Once defined, these larger goals should be broken down into smaller monthly, weekly, or even daily tasks. An institutional self-study similar to this overview provided by Fairleigh Dickenson University is a good start, but the specific goal of the gainful employment of students needs to be the focus.
Step 2: Audit Existing Credentials
The next step I suggested to individuals also applies to schools: get a reality check by reviewing your existing credentials. Colleges and universities should take an honest look at the programs they offer, where they have obtained accreditation at the program and institutional levels, what the reputation of their programs and institution really is, where improvements could or need to be made, how these credentials could be used to demonstrate the value of seeking a degree from the school, and other such issues.
This is not an easy process, and it’s difficult to realize that part of the problem with student placement rates may in part connect to the institution not meeting the ever-changing expectations of the public, especially potential employers; however, this can be turned around if addressed.
Step 3: Consult with Others
Here I can post almost verbatim the advice I gave to individuals: Consult with others external to the institution, both informally and formally.

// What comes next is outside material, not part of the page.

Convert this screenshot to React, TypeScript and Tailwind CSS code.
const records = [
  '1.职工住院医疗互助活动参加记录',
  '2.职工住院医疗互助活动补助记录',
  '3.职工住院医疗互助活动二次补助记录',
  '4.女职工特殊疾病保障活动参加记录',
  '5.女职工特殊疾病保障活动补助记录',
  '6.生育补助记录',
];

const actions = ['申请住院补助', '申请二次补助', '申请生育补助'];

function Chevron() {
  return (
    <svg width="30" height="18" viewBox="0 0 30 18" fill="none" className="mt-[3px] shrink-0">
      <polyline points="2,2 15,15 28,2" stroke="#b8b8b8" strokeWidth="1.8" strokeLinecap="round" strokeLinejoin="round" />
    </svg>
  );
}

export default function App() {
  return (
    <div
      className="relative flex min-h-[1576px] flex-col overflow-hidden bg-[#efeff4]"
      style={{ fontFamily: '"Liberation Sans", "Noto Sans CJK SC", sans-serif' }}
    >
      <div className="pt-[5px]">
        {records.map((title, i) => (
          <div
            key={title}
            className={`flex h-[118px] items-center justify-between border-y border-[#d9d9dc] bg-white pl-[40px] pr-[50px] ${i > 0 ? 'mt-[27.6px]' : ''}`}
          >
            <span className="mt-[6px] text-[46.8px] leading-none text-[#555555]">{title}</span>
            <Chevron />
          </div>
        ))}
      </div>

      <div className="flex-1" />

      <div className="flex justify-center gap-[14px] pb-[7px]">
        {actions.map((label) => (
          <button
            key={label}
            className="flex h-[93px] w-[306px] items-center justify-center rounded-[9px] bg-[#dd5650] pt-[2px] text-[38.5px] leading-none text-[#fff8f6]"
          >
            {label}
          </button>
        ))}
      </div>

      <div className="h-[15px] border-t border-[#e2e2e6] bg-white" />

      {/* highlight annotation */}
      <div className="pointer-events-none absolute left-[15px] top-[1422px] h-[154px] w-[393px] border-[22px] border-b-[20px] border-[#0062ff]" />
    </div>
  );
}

One step to take is to assemble advisory boards that focus on specific programs and the institution as a whole. Include a wide mix of colleagues from other regional institutions, businesses, non-profits, governmental and professional organizations, and other members of the community. Engage them in the self-assessment and review of your institution’s credentials. Keep in mind that this representative sample reflects the larger context of what your institution and students are facing in terms of how well graduates are received when they seek employment.

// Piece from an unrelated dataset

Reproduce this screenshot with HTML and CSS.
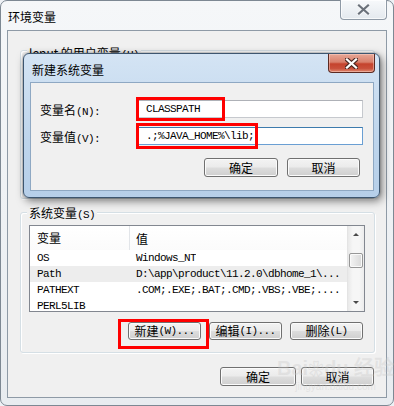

Step 4: Explore Possibilities
As your school’s self-assessment and consultations with others evolve, explore all possibilities for helping students achieve the education needed to connect them to gainful employment. For example, is your institution taking full advantage of the variety of learning options currently available for students? Are you offering a healthy mix of face-to-face, hybrid/blended, and online delivery courses and programs? Would some programs serve students better in one modality than another? Should certain certificate and degree options be offered in cohorts? In the facilities of local businesses?
Students want and need flexible options to do well in school, and they are shopping around for the best fit. Does your institution really meet the needs of your students? Are you making it easy for students to find and consider these options? See what St. Bonaventure University has done with its website to reach students more effectively.
Step 5: Network
Just as with an individual job search, colleges and universities should cast a wide net via social media and learn about its usage for career development by students. Nicholas Jackson of The Atlantic published an infographic on the ways employers make use of social media during both the hiring and the employment processes. Including this key piece is vital to linking institutions and their graduates with potential employers.
Step 6: Create a Plan
As the above steps are completed, it’s important to create a concrete action plan. This will not only help keep the institution and its constituents moving forward by connecting students to jobs, it will also let external organizations and individuals see clearly how they fit into the plan. Similar to the benefits of posting an individual goal plan where a person can refer to it frequently, the plan of a college or university should be made public. This will help to energize it, hopefully encouraging others to buy into the goal of connecting graduates and jobs.
Step 7: Take Action
Most of us have been involved with the creation of a plan or witnessed a plan announced by an institution only to see it become stagnant. With something as vital as gainful employment, it’s important to keep the plan moving forward. The Center for Community and Economic Development offers some good advice not only about developing a strategic plan such as this one to connect students with jobs, but also how to keep the plan moving forward. Make it a priority to accomplish at least a small step on a near daily basis so that the plan continues to move forward and gain momentum.
Step 8: Progress Checks
Just as an individual may benefit from inviting a support system of family members and friends to help hold them accountable for moving a goal-oriented plan forward, so too should colleges and universities generate a support network to maintain progress checks on the gainful employment plan. Perhaps the advisory committees and trustees could help perform this task.
Step 9: Keep Moving
As I concluded in my previous post directed at individuals, schools should also remember that the logical order represented above shouldn’t be seen as a linear process. Colleges and universities must continue to reflect on where they are in terms of connecting graduates to jobs. Times change, so there will be unanticipated needs and opportunities to be included.
Gainful employment rates can improve if postsecondary institutions take the lead in guiding students on career development and by providing a concrete plan for external entities, such as businesses and non-profits, to get involved, too. Because this is a large, shared goal, the best solution is to all work together for our mutual success.